To the extent that Josh Trank's tale of teenagers with superpowers is part of the currently fashionable "found footage" genre, it's an abject failure -- and that's almost cause for relief. At no time are you convinced that you're actually seeing the story through the lens of a kid's video camera; the cinematography, the lighting, the framing are simply too good -- too professional. To maintain the premise that everything we see is something somebody filmed, Trank and writer Max Landis have to introduce an otherwise pointless character -- she eventually gets to be an archetypal damsel in distress -- who, like one of our three protagonists, obsessively records everything. For the big climax they give up any pretense that the story comes to us from one or two points of view, giving us a montage of news footage, security cameras, anonymous video footage, etc. Trank could just as well have simply shown us some characters toting cameras -- maybe as an ironic commentary on the found-footage craze, and filmed his story as a conventional narrative, since he has little to say on the recording compulsion apart from suggesting that the camera is a metaphorical wall between the recorder and his subjects. This seems true for Andrew, the misfit of our teen trio and the film's eventual supervillain, but is it true of Casey, the video girl who befriends Matt, Andrew's cousin and eventual superhero?
In any event, that question fades as the film becomes less about the recording compulsion and more about an inevitable reenactment of superhero tropes, and as a whole the film is better off whenever it comes closest to shrugging off the found-footage gimmickry. Chronicle is the rare film of which I can say that it should have been in 3-D, but wasn't. Its most spectacular moment comes when Matt and Casey are driving through scenes of telekinetic chaos in the streets of Seattle, only to have their car lifted high into the air and left floating near the tip of the Space Needle as Andrew appears to menace them.

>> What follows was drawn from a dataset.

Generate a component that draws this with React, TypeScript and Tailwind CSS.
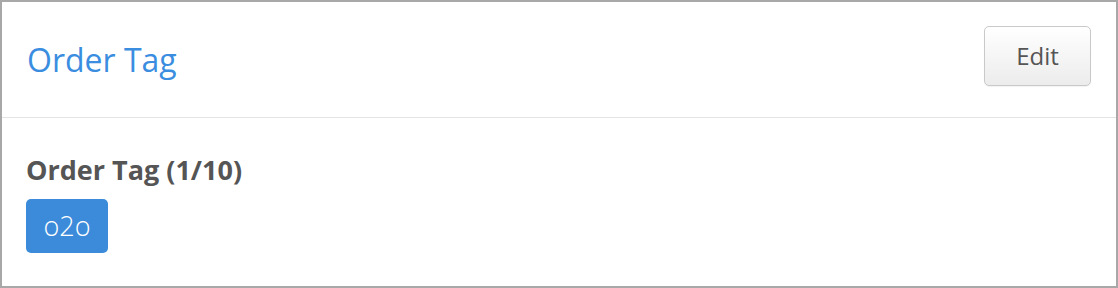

The scene is shot from inside the car and the effect achieves the immediacy and spontaneity that found-footage movies aspire to -- but it would have worked just as well without the pretense that Casey is carrying a video camera throughout the experience.
Trank's pretentiously generic title tells us that he plans to play with archetypes even as he plays at realism. He and Landis give us an origin story for his teen trio involving an alien artifact and a vague transmission of energy and power. As with M. Night Shyamalan's Unbreakable, the culmination of the story is the emergence of a supervillain. In Chronicle's case, despite a mythic warning against hubris, the villain is driven not by greed or ambition but by a pile-up of petty hurts and hatreds. Andrew lives a wretched life with an alky dad on disability and a dying mother whose expenses are bankrupting the family. He's a defensive loner and despite his pals' urging that he take advantage of his new powers to make himself cool -- the effort seems to pay off at a talent show were he passes himself off as a magician -- his awkwardness is incorrigible. His road to moral ruin starts when he pukes on the brink of his first sexual experience. To compensate, he envisions himself as an "apex predator," a Homo superior if you will, though he comes across more like a Columbine shooter. Unfortunately for the picture, Dane DeHaan, the actor who plays Andrew, can't transcend the character's predetermined nature or the script's confusion over whether we should pity Andrew for his miserable background or despise him as a loser at heart.
Like Spider-Man becoming a professional wrestler, Andrew uses his powers for petty personal gain.
When Strikes the Fireman!
Chronicle's climax leaves the actors hanging, not the audience.
Chronicle rises or falls on its illusion of a superpower breakout in the real world. But the effect of its effects are inconsistent. The big fight scene over Seattle often looks just as a superhero fight should; the folks at Marvel Studios should take notes against the time when they can't just have the Avengers fight another horde of anonymous alien war machines. Long shots of bodies hurtling through the air are also queasily evocative of the September 2001 terrorist attacks, but if this film didn't evoke 9/11 it would be missing both an opportunity and part of its own point. Yet while bits like the car's predicament in the sky are highly effective, some effects are downright poor. Many of the flying scenes self-evidently involve actors dangling from cranes; there's a difference between floating and dangling, but this film's crew didn't figure that out. Meanwhile, one moment may feature brilliant camerawork, and another will have the actors dangling on an obvious soundstage in front of an obvious two-dimensional backdrop. Times like those make it hard to endorse this movie, but Chronicle has a primal energy in its best moments and enough visual imagination at its most inspired to make it worth a look, though more for superhero fans than for found-footage fetishists.